_What to do_: Print the listing as it stands, omitting all images.

_Provided material_:
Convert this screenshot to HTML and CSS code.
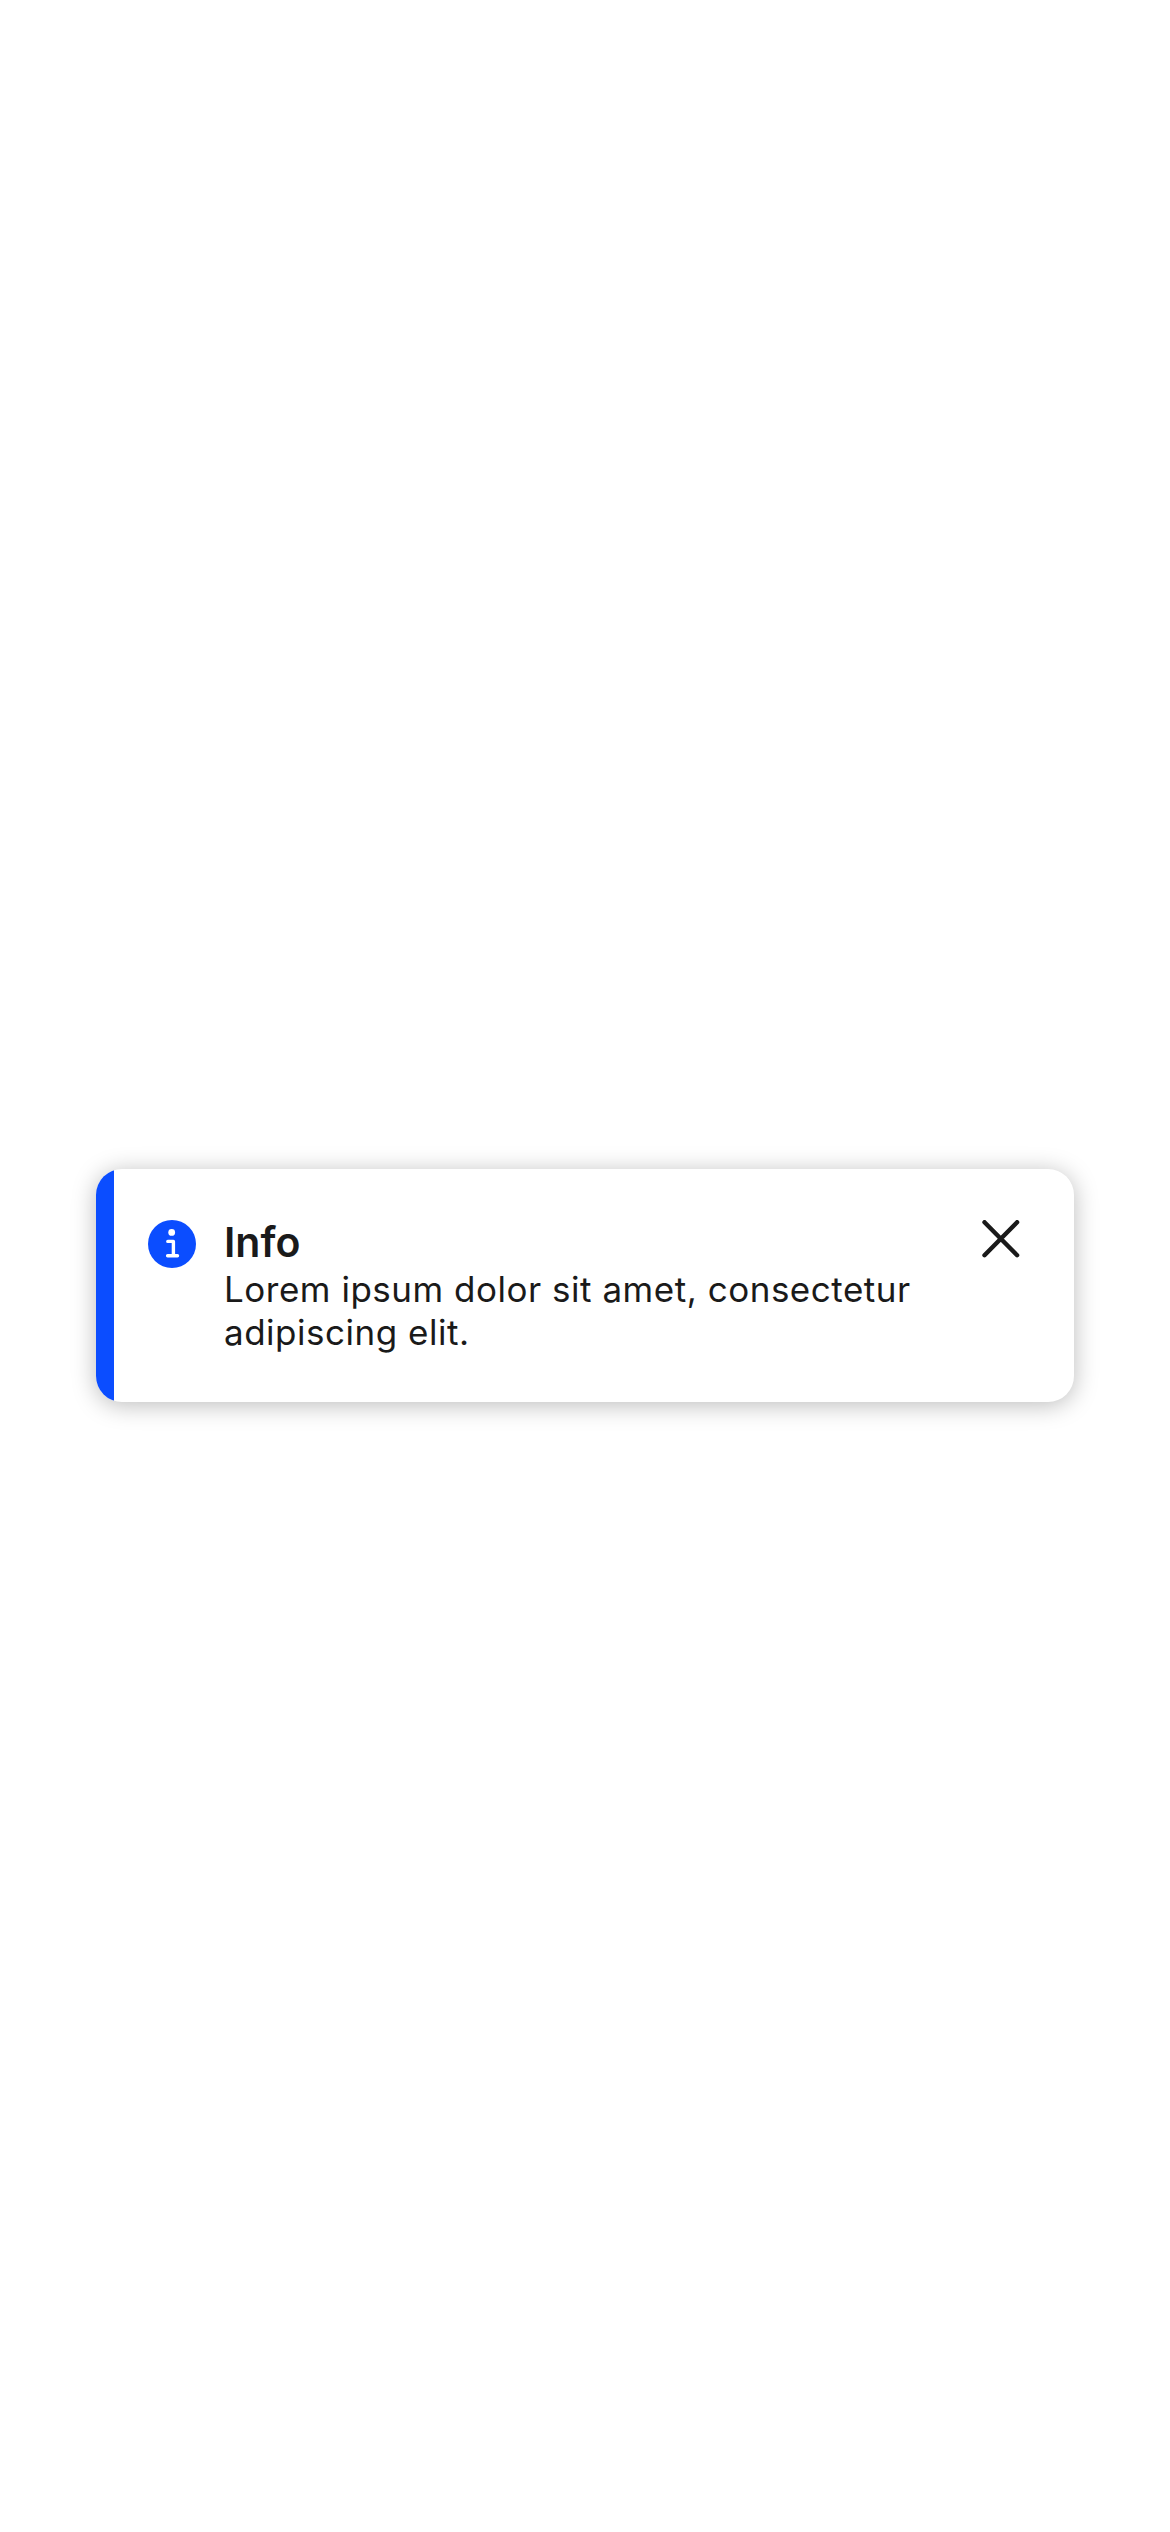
FILE: index.html
```html
<!DOCTYPE html>
<html lang="en">
<head>
<meta charset="utf-8">
<title>Info</title>
<link rel="stylesheet" href="styles.css">
</head>
<body>
<div class="toast" role="status">
  <span class="accent"></span>
  <svg class="icon" viewBox="0 0 48 48" aria-hidden="true">
    <circle cx="24" cy="24" r="24" fill="#0b4dff"/>
    <circle cx="23.7" cy="12.4" r="3.4" fill="#fff"/>
    <path d="M19.8 21.4H25.4V35.8M19.6 35.8H29.5" fill="none" stroke="#fff" stroke-width="3.4" stroke-linecap="round" stroke-linejoin="round"/>
  </svg>
  <div class="content">
    <h1 class="title">Info</h1>
    <p class="message">Lorem ipsum dolor sit amet, consectetur adipiscing elit.</p>
  </div>
  <button class="close" aria-label="Close">
    <svg class="cross" viewBox="0 0 38 38"><path d="M2.5 2.2L35.1 35.2M35.1 2.2L2.5 35.2" fill="none" stroke="#1a1a1a" stroke-width="4.4" stroke-linecap="round"/></svg>
  </button>
</div>
</body>
</html>
```
FILE: styles.css
```css
body {
  display: flex;
  flex-direction: column;
  align-items: center;
  box-sizing: border-box;
  min-height: 2532px;
  margin: 0;
  padding-top: 1169px;
  background: #fff;
  font-family: Inter, "Liberation Sans", sans-serif;
  color: #1a1a1a;
}

.toast {
  display: flex;
  align-items: flex-start;
  width: 978px;
  height: 233px;
  border-radius: 26px;
  overflow: hidden;
  background: #fff;
  box-shadow: 0 3px 24px rgba(0, 0, 0, 0.27);
}

.accent {
  width: 18px;
  align-self: stretch;
  background: #0b4dff;
}

.icon {
  width: 48px;
  height: 48px;
  margin: 51px 28px 0 34px;
}

.content {
  width: 700px;
  padding-top: 48px;
}

.title {
  margin: 0;
  font-size: 41px;
  line-height: 50px;
  font-weight: 600;
}

.message {
  margin: 1px 0 0;
  font-size: 35px;
  line-height: 43px;
  letter-spacing: 0.52px;
}

.close {
  margin: 51px 0 0 58px;
  padding: 0;
  border: 0;
  background: none;
  line-height: 0;
}

.cross {
  width: 38px;
  height: 38px;
}
```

_Output for this exercise_:
Convert this screenshot to HTML and CSS code.
FILE: index.html
```html
<!DOCTYPE html>
<html lang="en">
<head>
<meta charset="utf-8">
<title>Info</title>
<link rel="stylesheet" href="styles.css">
</head>
<body>
<div class="toast" role="status">
  <span class="accent"></span>
  <svg class="icon" viewBox="0 0 48 48" aria-hidden="true">
    <circle cx="24" cy="24" r="24" fill="#0b4dff"/>
    <circle cx="23.7" cy="12.4" r="3.4" fill="#fff"/>
    <path d="M19.8 21.4H25.4V35.8M19.6 35.8H29.5" fill="none" stroke="#fff" stroke-width="3.4" stroke-linecap="round" stroke-linejoin="round"/>
  </svg>
  <div class="content">
    <h1 class="title">Info</h1>
    <p class="message">Lorem ipsum dolor sit amet, consectetur adipiscing elit.</p>
  </div>
  <button class="close" aria-label="Close">
    <svg class="cross" viewBox="0 0 38 38"><path d="M2.5 2.2L35.1 35.2M35.1 2.2L2.5 35.2" fill="none" stroke="#1a1a1a" stroke-width="4.4" stroke-linecap="round"/></svg>
  </button>
</div>
</body>
</html>
```
FILE: styles.css
```css
body {
  display: flex;
  flex-direction: column;
  align-items: center;
  box-sizing: border-box;
  min-height: 2532px;
  margin: 0;
  padding-top: 1169px;
  background: #fff;
  font-family: Inter, "Liberation Sans", sans-serif;
  color: #1a1a1a;
}

.toast {
  display: flex;
  align-items: flex-start;
  width: 978px;
  height: 233px;
  border-radius: 26px;
  overflow: hidden;
  background: #fff;
  box-shadow: 0 3px 24px rgba(0, 0, 0, 0.27);
}

.accent {
  width: 18px;
  align-self: stretch;
  background: #0b4dff;
}

.icon {
  width: 48px;
  height: 48px;
  margin: 51px 28px 0 34px;
}

.content {
  width: 700px;
  padding-top: 48px;
}

.title {
  margin: 0;
  font-size: 41px;
  line-height: 50px;
  font-weight: 600;
}

.message {
  margin: 1px 0 0;
  font-size: 35px;
  line-height: 43px;
  letter-spacing: 0.52px;
}

.close {
  margin: 51px 0 0 58px;
  padding: 0;
  border: 0;
  background: none;
  line-height: 0;
}

.cross {
  width: 38px;
  height: 38px;
}
```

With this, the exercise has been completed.